What the task asks:
Reproduce the material word for word; the images stay out.
--- begin Source material ---
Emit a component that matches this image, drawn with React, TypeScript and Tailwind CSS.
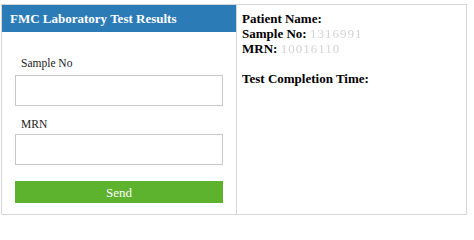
export default function App() {
  const serif = { fontFamily: '"Liberation Serif", "Times New Roman", serif' };
  return (
    <div className="w-[474px] h-[217px] bg-white pt-[4px] pl-[1px]" style={serif}>
      <div className="flex w-[466px] h-[211px] border border-[#d6d6d6]">
        {/* form panel */}
        <div className="w-[235px] shrink-0 border-r border-[#d6d6d6] flex flex-col">
          <div className="h-[27px] bg-[#2b7bb7] flex items-center pl-[8px]">
            <span className="text-white font-bold text-[13px] leading-none">FMC Laboratory Test Results</span>
          </div>
          <div className="flex flex-col px-[13px]">
            <label className="mt-[24px] pl-[6px] text-[11.5px] leading-[14px] text-[#222]">Sample No</label>
            <input className="mt-[5px] h-[31px] w-[208px] border border-[#c8c8c8] outline-none" />
            <label className="mt-[11px] pl-[6px] text-[11.5px] leading-[14px] text-[#222]">MRN</label>
            <input className="mt-[3px] h-[31px] w-[208px] border border-[#c8c8c8] outline-none" />
            <button className="mt-[16px] h-[22px] w-[208px] bg-[#5db22e] text-white text-[13px] leading-none flex items-center justify-center">
              Send
            </button>
          </div>
        </div>
        {/* result panel */}
        <div className="flex-1 pl-[5px] pt-[6px] text-[13px] leading-[15px] font-bold text-black">
          <div>Patient Name:</div>
          <div>
            Sample No: <span className="font-normal text-[#d4d4d4] tracking-[1px] blur-[0.5px]">1316991</span>
          </div>
          <div>
            MRN: <span className="font-normal text-[#d4d4d4] tracking-[1px] blur-[0.5px]">10016110</span>
          </div>
          <div className="h-[15px]" />
          <div>Test Completion Time:</div>
        </div>
      </div>
    </div>
  );
}
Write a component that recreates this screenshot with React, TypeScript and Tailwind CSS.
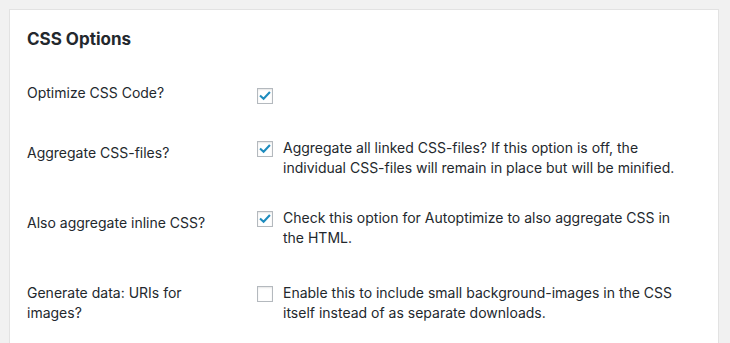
--- end Source material ---
Answer to the task:
Emit a component that matches this image, drawn with React, TypeScript and Tailwind CSS.
export default function App() {
  const serif = { fontFamily: '"Liberation Serif", "Times New Roman", serif' };
  return (
    <div className="w-[474px] h-[217px] bg-white pt-[4px] pl-[1px]" style={serif}>
      <div className="flex w-[466px] h-[211px] border border-[#d6d6d6]">
        {/* form panel */}
        <div className="w-[235px] shrink-0 border-r border-[#d6d6d6] flex flex-col">
          <div className="h-[27px] bg-[#2b7bb7] flex items-center pl-[8px]">
            <span className="text-white font-bold text-[13px] leading-none">FMC Laboratory Test Results</span>
          </div>
          <div className="flex flex-col px-[13px]">
            <label className="mt-[24px] pl-[6px] text-[11.5px] leading-[14px] text-[#222]">Sample No</label>
            <input className="mt-[5px] h-[31px] w-[208px] border border-[#c8c8c8] outline-none" />
            <label className="mt-[11px] pl-[6px] text-[11.5px] leading-[14px] text-[#222]">MRN</label>
            <input className="mt-[3px] h-[31px] w-[208px] border border-[#c8c8c8] outline-none" />
            <button className="mt-[16px] h-[22px] w-[208px] bg-[#5db22e] text-white text-[13px] leading-none flex items-center justify-center">
              Send
            </button>
          </div>
        </div>
        {/* result panel */}
        <div className="flex-1 pl-[5px] pt-[6px] text-[13px] leading-[15px] font-bold text-black">
          <div>Patient Name:</div>
          <div>
            Sample No: <span className="font-normal text-[#d4d4d4] tracking-[1px] blur-[0.5px]">1316991</span>
          </div>
          <div>
            MRN: <span className="font-normal text-[#d4d4d4] tracking-[1px] blur-[0.5px]">10016110</span>
          </div>
          <div className="h-[15px]" />
          <div>Test Completion Time:</div>
        </div>
      </div>
    </div>
  );
}
Write a component that recreates this screenshot with React, TypeScript and Tailwind CSS.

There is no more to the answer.